Recent advances in biotechnology have allowed the production of a variety of peptide and protein drugs on a commercial scale that are used in the treatment of life-threatening diseases. Peptides and proteins have drawn a lot of attention due to their macromolecular nature and structural complexity, that offers a very high receptor specificity and potency. However, direct use of native polypeptides as biopharmaceuticals is limited due to their poor pharmacokinetic properties, such as short half-lives and negligible oral bioavailability. The short half-lives of most peptides and small proteins (< 30 kDa) is due to their extensive renal clearance and high susceptibility to enzymatic degradation. Several half-life extension strategies for modification of peptides and proteins have been pursued, and the first project of this thesis was focused on an alternative half-life extension method that directs the nano-scale self-assembly. The poor oral bioavailability of peptides is also associated with enzymatic degradation, in addition to the limited permeation across cell plasma membranes. A strategy to improve the permeation of peptides across the epithelial barrier is to co-administer the potential peptide drugs with permeation enhancers.
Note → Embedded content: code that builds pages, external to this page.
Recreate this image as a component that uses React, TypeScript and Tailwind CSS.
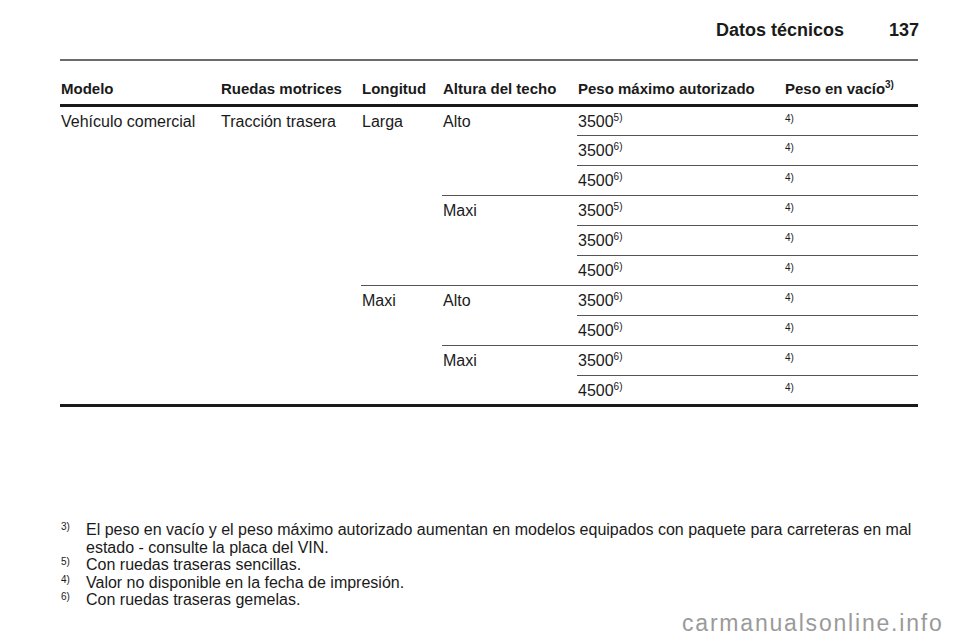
import React from 'react';

type Row = {
  modelo?: { text: string; span: number };
  ruedas?: { text: string; span: number };
  longitud?: { text: string; span: number };
  altura?: { text: string; span: number };
  peso: string;
  nota: string;
};

const rows: Row[] = [
  { modelo: { text: 'Vehículo comercial', span: 10 }, ruedas: { text: 'Tracción trasera', span: 10 }, longitud: { text: 'Larga', span: 6 }, altura: { text: 'Alto', span: 3 }, peso: '3500', nota: '5)' },
  { peso: '3500', nota: '6)' },
  { peso: '4500', nota: '6)' },
  { altura: { text: 'Maxi', span: 3 }, peso: '3500', nota: '5)' },
  { peso: '3500', nota: '6)' },
  { peso: '4500', nota: '6)' },
  { longitud: { text: 'Maxi', span: 4 }, altura: { text: 'Alto', span: 2 }, peso: '3500', nota: '6)' },
  { peso: '4500', nota: '6)' },
  { altura: { text: 'Maxi', span: 2 }, peso: '3500', nota: '6)' },
  { peso: '4500', nota: '6)' },
];

const footnotes = [
  { n: '3)', text: 'El peso en vacío y el peso máximo autorizado aumentan en modelos equipados con paquete para carreteras en mal estado - consulte la placa del VIN.' },
  { n: '5)', text: 'Con ruedas traseras sencillas.' },
  { n: '4)', text: 'Valor no disponible en la fecha de impresión.' },
  { n: '6)', text: 'Con ruedas traseras gemelas.' },
];

function Sup({ children }: { children: React.ReactNode }) {
  return <sup className="text-[10px] -top-[6px]">{children}</sup>;
}

export default function App() {
  const last = rows.length - 1;
  // group cells close with a thin rule, the table closes with a heavy one
  const cellBorder = (endRow: number) =>
    endRow === last ? 'border-b-[3px] border-[#1a1a1a]' : 'border-b border-[#555]';
  const td = 'align-top pt-[6px] pl-[1px] leading-[18px]';

  return (
    <div className="w-[960px] h-[642px] bg-white text-[#1a1a1a] relative overflow-hidden" style={{ fontFamily: '"Liberation Sans", Arial, sans-serif' }}>
      <div className="pl-[60px] pr-[42px]">
        <div className="flex justify-end items-center h-[61px] pt-[2px] border-b-2 border-[#6b6b6b]">
          <span className="text-[18px] font-bold">Datos técnicos</span>
          <span className="text-[18px] font-bold ml-[45px] -mr-[1px]">137</span>
        </div>

        <table className="w-[858px] border-collapse text-[16px] table-fixed">
          <colgroup>
            <col className="w-[160px]" />
            <col className="w-[141px]" />
            <col className="w-[81px]" />
            <col className="w-[135px]" />
            <col className="w-[207px]" />
            <col className="w-[134px]" />
          </colgroup>
          <thead>
            <tr className="border-b-[3px] border-[#1a1a1a]">
              {['Modelo', 'Ruedas motrices', 'Longitud', 'Altura del techo', 'Peso máximo autorizado'].map((h) => (
                <th key={h} className="text-left text-[15px] font-bold leading-[18px] pt-[19px] pb-[6px] pl-[1px] whitespace-nowrap">{h}</th>
              ))}
              <th className="text-left text-[15px] font-bold leading-[18px] pt-[19px] pb-[6px] pl-[1px] whitespace-nowrap">
                Peso en vacío<Sup>3)</Sup>
              </th>
            </tr>
          </thead>
          <tbody>
            {rows.map((r, i) => (
              <tr key={i} className="h-[30px]">
                {r.modelo && (
                  <td rowSpan={r.modelo.span} className={`${td} ${cellBorder(i + r.modelo.span - 1)}`}>{r.modelo.text}</td>
                )}
                {r.ruedas && (
                  <td rowSpan={r.ruedas.span} className={`${td} ${cellBorder(i + r.ruedas.span - 1)}`}>{r.ruedas.text}</td>
                )}
                {r.longitud && (
                  <td rowSpan={r.longitud.span} className={`${td} ${cellBorder(i + r.longitud.span - 1)}`}>{r.longitud.text}</td>
                )}
                {r.altura && (
                  <td rowSpan={r.altura.span} className={`${td} ${cellBorder(i + r.altura.span - 1)}`}>{r.altura.text}</td>
                )}
                <td className={`${td} ${cellBorder(i)}`}>
                  {r.peso}<Sup>{r.nota}</Sup>
                </td>
                <td className={`align-top pt-[6px] pl-[1px] text-[10px] leading-[12px] ${cellBorder(i)}`}>4)</td>
              </tr>
            ))}
          </tbody>
        </table>

        <div className="mt-[114px] text-[16px] leading-[17.5px]">
          {footnotes.map((f) => (
            <div key={f.n} className="flex">
              <span className="w-[26px] shrink-0 text-[10px] leading-[12px] pl-[1px]">{f.n}</span>
              <span>{f.text}</span>
            </div>
          ))}
        </div>
      </div>

      <div className="absolute left-[682px] top-[609px] text-[23px] leading-[28px] text-[#9a9a9a] tracking-[1.8px]">
        carmanualsonline.info
      </div>
    </div>
  );
}
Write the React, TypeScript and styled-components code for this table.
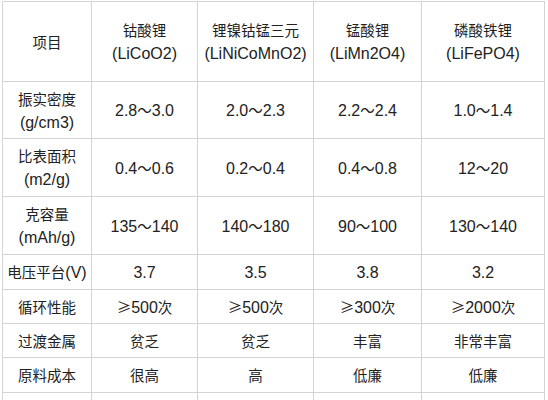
import React from 'react'
import styled, { createGlobalStyle } from 'styled-components'

const GlobalStyle = createGlobalStyle`
  html, body {
    margin: 0;
    padding: 0;
    background: #fff;
    overflow: hidden;
  }
`

const Page = styled.div`
  width: 548px;
  height: 400px;
  overflow: hidden;
  padding: 1px 0 0 2px;
  box-sizing: border-box;
`

const Table = styled.table`
  border-collapse: collapse;
  table-layout: fixed;
  width: 543px;
  font-family: "Liberation Sans", "Noto Sans CJK SC", sans-serif;
  font-size: 16px;
  color: #222;
  td {
    border: 1px solid #d4d4d4;
    text-align: center;
    vertical-align: middle;
    padding: 0;
    line-height: 23px;
  }
`

const Row = styled.tr<{ $h: number }>`
  height: ${p => p.$h}px;
`

const Cjk = styled.span`
  font-family: "Noto Sans CJK SC", sans-serif;
  font-size: 14.5px;
`

const widths = [89, 106, 116, 108, 123]

const rows: { h: number; cells: string[][] }[] = [
  { h: 80, cells: [['项目'], ['钴酸锂', '(LiCoO2)'], ['锂镍钴锰三元', '(LiNiCoMnO2)'], ['锰酸锂', '(LiMn2O4)'], ['磷酸铁锂', '(LiFePO4)']] },
  { h: 57, cells: [['振实密度', '(g/cm3)'], ['2.8～3.0'], ['2.0～2.3'], ['2.2～2.4'], ['1.0～1.4']] },
  { h: 58, cells: [['比表面积', '(m2/g)'], ['0.4～0.6'], ['0.2～0.4'], ['0.4～0.8'], ['12～20']] },
  { h: 58, cells: [['克容量', '(mAh/g)'], ['135～140'], ['140～180'], ['90～100'], ['130～140']] },
  { h: 35, cells: [['电压平台(V)'], ['3.7'], ['3.5'], ['3.8'], ['3.2']] },
  { h: 34, cells: [['循环性能'], ['≥500次'], ['≥500次'], ['≥300次'], ['≥2000次']] },
  { h: 34, cells: [['过渡金属'], ['贫乏'], ['贫乏'], ['丰富'], ['非常丰富']] },
  { h: 35, cells: [['原料成本'], ['很高'], ['高'], ['低廉'], ['低廉']] },
  { h: 35, cells: [[''], [''], [''], [''], ['']] },
]

// chinese characters render a little smaller than the latin digits in the source
const cjkRun = /([\u4e00-\u9fff≥～]+)/
const Line = ({ text }: { text: string }) => {
  const parts = text.split(cjkRun).filter(Boolean)
  return (
    <div>
      {parts.map((p, i) =>
        /[\u4e00-\u9fff≥～]/.test(p) ? <Cjk key={i}>{p}</Cjk> : <React.Fragment key={i}>{p}</React.Fragment>
      )}
    </div>
  )
}

export default function App() {
  return (
    <>
      <GlobalStyle />
      <Page>
        <Table>
          <colgroup>
            {widths.map((w, i) => <col key={i} style={{ width: w }} />)}
          </colgroup>
          <tbody>
            {rows.map((r, i) => (
              <Row key={i} $h={r.h}>
                {r.cells.map((c, j) => (
                  <td key={j}>
                    {c.map((line, k) => <Line key={k} text={line} />)}
                  </td>
                ))}
              </Row>
            ))}
          </tbody>
        </Table>
      </Page>
    </>
  )
}
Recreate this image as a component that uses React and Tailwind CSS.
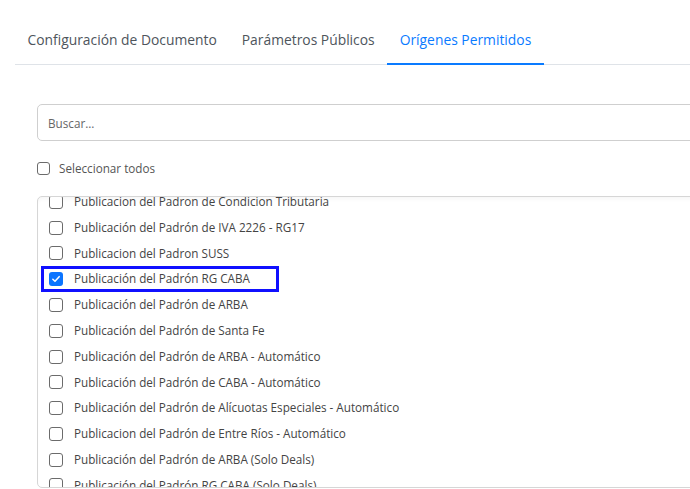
import React, { useState } from "react";

const origenes = [
    { id: 1, label: "Publicacion del Padron de Condicion Tributaria" },
    { id: 2, label: "Publicación del Padrón de IVA 2226 - RG17" },
    { id: 3, label: "Publicacion del Padron SUSS" },
    { id: 4, label: "Publicación del Padrón RG CABA", checked: true, marked: true },
    { id: 5, label: "Publicación del Padrón de ARBA" },
    { id: 6, label: "Publicación del Padrón de Santa Fe" },
    { id: 7, label: "Publicación del Padrón de ARBA - Automático" },
    { id: 8, label: "Publicación del Padrón de CABA - Automático" },
    { id: 9, label: "Publicación del Padrón de Alícuotas Especiales - Automático" },
    { id: 10, label: "Publicacion del Padrón de Entre Ríos - Automático" },
    { id: 11, label: "Publicación del Padrón de ARBA (Solo Deals)" },
    { id: 12, label: "Publicación del Padrón RG CABA (Solo Deals)" },
];

function CheckBox({ checked }) {
    if (checked) {
        return (
            <span className="flex h-[14px] w-[14px] shrink-0 items-center justify-center rounded-[3px] bg-[#0b74ff]">
                <svg viewBox="0 0 12 12" className="h-[10px] w-[10px]" fill="none">
                    <path d="M2.2 6.3 4.8 8.8 9.8 3.2" stroke="white" strokeWidth="1.8" strokeLinecap="round" strokeLinejoin="round" />
                </svg>
            </span>
        );
    }
    return <span className="h-[14px] w-[14px] shrink-0 rounded-[3px] border border-[#6b6b6b] bg-white"></span>;
}

function App() {
    const [search, setSearch] = useState("");
    const tabs = ["Configuración de Documento", "Parámetros Públicos", "Orígenes Permitidos"];
    const active = 2;

    return (
        <div className="h-[489px] w-[690px] overflow-hidden bg-white font-['Open_Sans',sans-serif]">
            <div className="ml-[15px] flex border-b border-[#dfe3e8] pt-[29px]">
                {tabs.map((tab, i) => (
                    <div
                        key={tab}
                        className={
                            i === active
                                ? "-mb-px border-b-2 border-[#0a7bff] px-[12.5px] pb-[12px] text-[13.85px] leading-[22px] text-[#0a7bff]"
                                : "px-[12.5px] pb-[13px] text-[13.85px] leading-[22px] text-[#4e555c]"
                        }
                    >
                        {tab}
                    </div>
                ))}
            </div>

            <div className="pl-[37px] pt-[39px]">
                <input
                    type="text"
                    placeholder="Buscar..."
                    value={search}
                    onChange={(e) => setSearch(e.target.value)}
                    className="h-[37px] w-[700px] rounded-[5px] border border-[#cfcfcf] px-[10px] text-[11.7px] text-[#555] placeholder:text-[#666] focus:outline-none"
                />

                <label className="mt-[19px] flex items-center gap-[9px]">
                    <span className="h-[13px] w-[13px] rounded-[3px] border border-[#6b6b6b]"></span>
                    <span className="text-[11.7px] leading-[16px] text-[#555]">Seleccionar todos</span>
                </label>

                <div className="mt-[20px] h-[292px] w-[700px] overflow-hidden rounded-[5px] border border-[#d6d6d6] shadow-[inset_0_4px_4px_-2px_rgba(0,0,0,0.04)]">
                    <ul className="-mt-[8px] pl-[3px]">
                        {origenes.map((o) => (
                            <li
                                key={o.id}
                                className={
                                    o.marked
                                        ? "flex h-[26px] w-[238px] items-center gap-[11px] border-[3px] border-[#1010ff] pl-[5px]"
                                        : "flex h-[25.75px] items-center gap-[11px] pl-[8px]"
                                }
                            >
                                <CheckBox checked={o.checked} />
                                <span className="whitespace-nowrap text-[11.7px] text-[#444]">{o.label}</span>
                            </li>
                        ))}
                    </ul>
                </div>
            </div>
        </div>
    );
}

export default App;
Project I aimed to investigate in vivo the size effects of the metal-ion induced self-assembly of a modified Peptide YY_3-36 (PYY_3-36) analogue in a biodistribution context. For this purpose, the peptide analogue was synthesized and modified with a metal-ion-binding 2,2’-bipyridine ligand that enabled self-assembly through metal complexation. Upon addition of CuII, the bipyridine-modified PYY_3-36 peptide bound stoichiometric quantities of metal ions and contributed to the organization of higher-order assemblies that were studied using light scattering. The size effects of the self-assembled peptide were investigated in vivo by using non-invasive quantitative single-photon emission computed tomography/computed tomography (SPECT/CT) imaging. SPECT/CT imaging and biodistribution experiments showed fast renal clearance and accumulation at the kidney cortex. The radiolabeled bipyridyl-PYY_3–36 conjugates with and without Cu^II demonstrated a slightly slower excretion 1 h post injection compared to the unmodified PYY_3–36, thus presenting that higher order self-assemblies of the peptide might have an effect on the pharmacokinetics.
Project II explored a novel class of synthesized neo-glycolipids as potential intestinal permeation enhancers for oral drug delivery. Sixteen novel neo-glycolipids were designed and synthesized based on the known permeation-enhancing characteristics of different medium chain fatty acids (MCFAs; C₈, C₁₀ and C₁₂) and their varying hydrophobicity. To increase the surfactant properties, the lipids were anchored to various unprotected carbohydrate molecules (glucose, lactose, cellobiose and maltose), which have different polarities and configurations, via an oxime linkage. The potential of the synthesized neo-glycolipids on epithelial cell permeation was investigated in vitro across an intestinal epithelium model, the Caco-2 monolayer, by using two marker molecules (Fluorescein-isothiocyanate dextran of 4000 Da (FD4) and ³H-mannitol). Most of the synthesized neo-glycolipids induced an enhanced permeation of the marker molecules when compared to untreated controls. In certain cases, the investigated neo-glycolipids improved FD4 permeation compared to (pre-)clinically known enhancers and showed lower cytotoxic effects on the Caco-2 monolayers. These findings illustrate the potential of the synthesized neo-glycolipids as permeation enhancers for oral drug delivery.